The company is opening a new Atlanta office later this year and says it is making progress on its new downtown Austin office.
In California, the company will invest in offices, as well as affordable housing initiatives, in the Bay Area. Google will also make investments in its Kirkland and Seattle campuses in Washington state.
Google says it is continuing to build out its campus in Boulder, Colo.
How will Google Convince People to Return to The Office?
Google’s head isn’t in the sand. It knows that it is bucking the work from home trend with its latest investment.
“It might seem counterintuitive to step up our investment in physical offices even as we embrace more flexibility in how we work,” Pichai said.
“Yet we believe it’s more important than ever to invest in our campuses and that doing so will make for better products, a greater quality of life for our employees, and stronger communities,” Pichai said.
In early March, Google announced that it was ending the work-from-home option for most of its employees in the Bay Area, transitioning instead into a model that has employees come into the office for at least three days out of the week.
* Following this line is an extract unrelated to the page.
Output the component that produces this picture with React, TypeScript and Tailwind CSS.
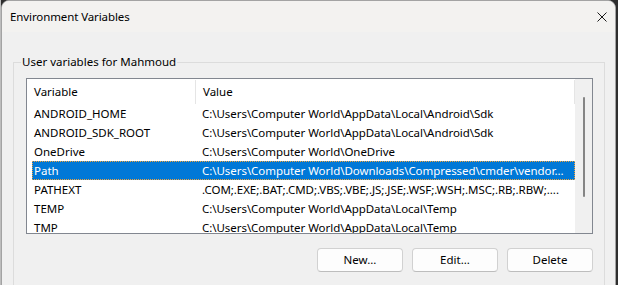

Before you feel too bad for those employees, it’s worth noting just how much Google’s forward-thinking approach to workspace has transformed corporate office culture.
Googlers are allowed to bring their pets to work. Employees at the campuses are offered free meals and the campuses often have a variety of cafes, restaurants and micro kitchens strewn throughout the space.
The company also offers free exercise classes at the fitness centers it has on some of its campuses.
Google has a bunch of tools in its arsenal to entice workers back into the office. It also has the funds to expand its campuses and make a return to the office a reality.